This article was made possible by an educational grant from
Chamberlain College of Nursing


Yensen, J. (June, 2011). Editorial: Managing the fire hose as a current awareness strategy. Online Journal of Nursing Informatics (OJNI),15 (2). http://ojni.org/issues/?p=581


I find it difficult to keep up! I have abandoned browsing and random searching, all but given up on RSS aggregation and feed reading, stopped reading many blogs, and thought quietly about walking away from computers altogether.

For years I have been using various devices to aggregate useful resources, or as I call it e-curating and have found Zotero to be useful, along with VUE and CmapTools (for concept-resource mapping). Recently, I discovered a beta for Scoop.it! where curating is made relatively painless and decided to continue curating for some of the courses I teach, namely informatics, pharmacology and pathophysiology in an effort to see if it would support student learning and engagement with the subject matter. I invite all of you to explore the collections so far and feel free to participate, as with many curators we might see emergence and other interesting collective phenomena.

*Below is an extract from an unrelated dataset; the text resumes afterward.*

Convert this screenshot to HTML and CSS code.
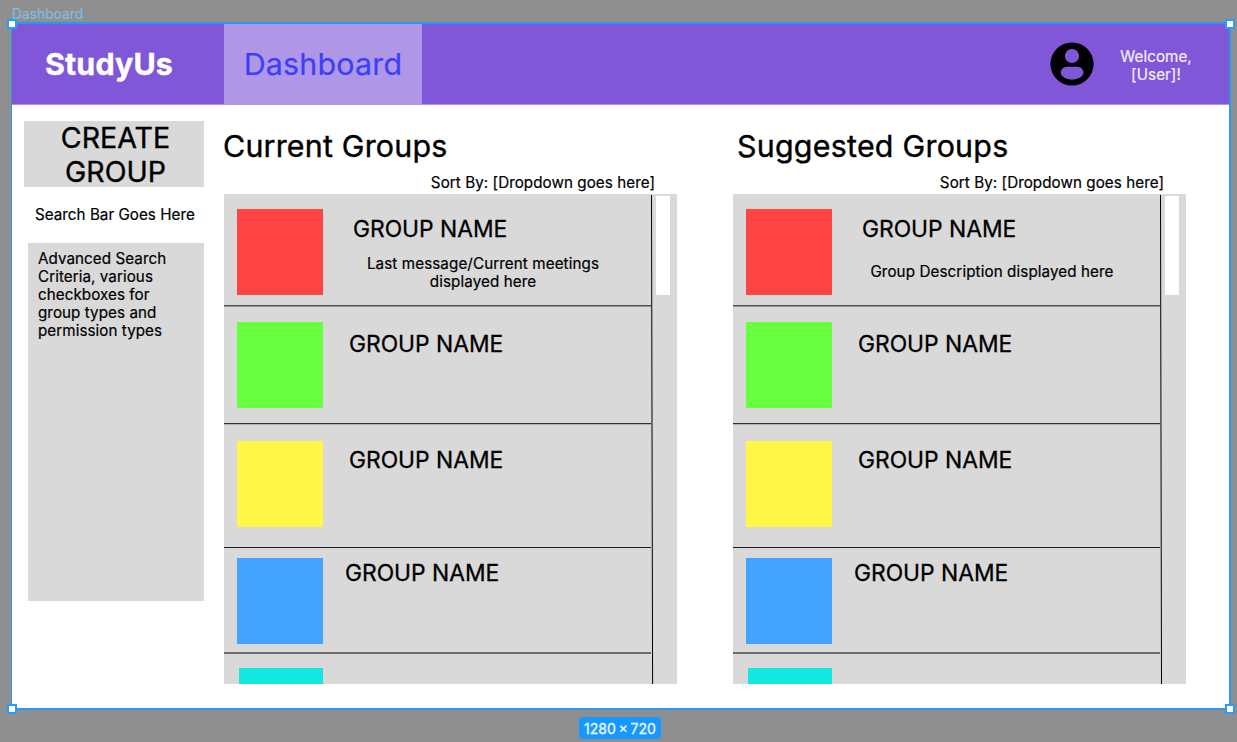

I will keep track of the time I spend e-curating using Scoop.it! (probably minutes per day) and try to estimate the return on time investment in terms of correlated student interest and outcomes in online courses. My conception of learner interaction in a course might lend itself to looking at such outcomes, as shown in this concept map of interacting with content.  In future editorials, I will expand upon construct validity, content validity and strategies for elearning in advanced nursing education, including nurse practitioners and DNP education.

I hope that some of you might be encouraged to undertake a curating activity and report back your results.


Jack Yensen has been involved in online education since 1970, when he first experimented with simulations on mainframes. When personal computers arrived he abandoned (almost) mainframes and time sharing and immersed himself in programming and databases. When networking started to happen, he got involved in very early email and telnet applications, and then realized in 1992 that he could enhance classroom courses and reach students globally using an FTP server to simulate a Web server, when the web first started. Now he has courses and servers and websites all over the place. Every year he visits many campuses and gives presentations and workshops on online or eLearning and shows faculty and staff how to extend courseware functionality (like WebCT and Blackboard), using Java, Flash, HotMedia, streaming audio and video and collaboration or groupware like Teamwave, Webex, & Placeware. He is also a management consultant in healthcare, assisting corporate clients to design and implement virtual universities. Jack has been involved in health and nursing informatics since 1975.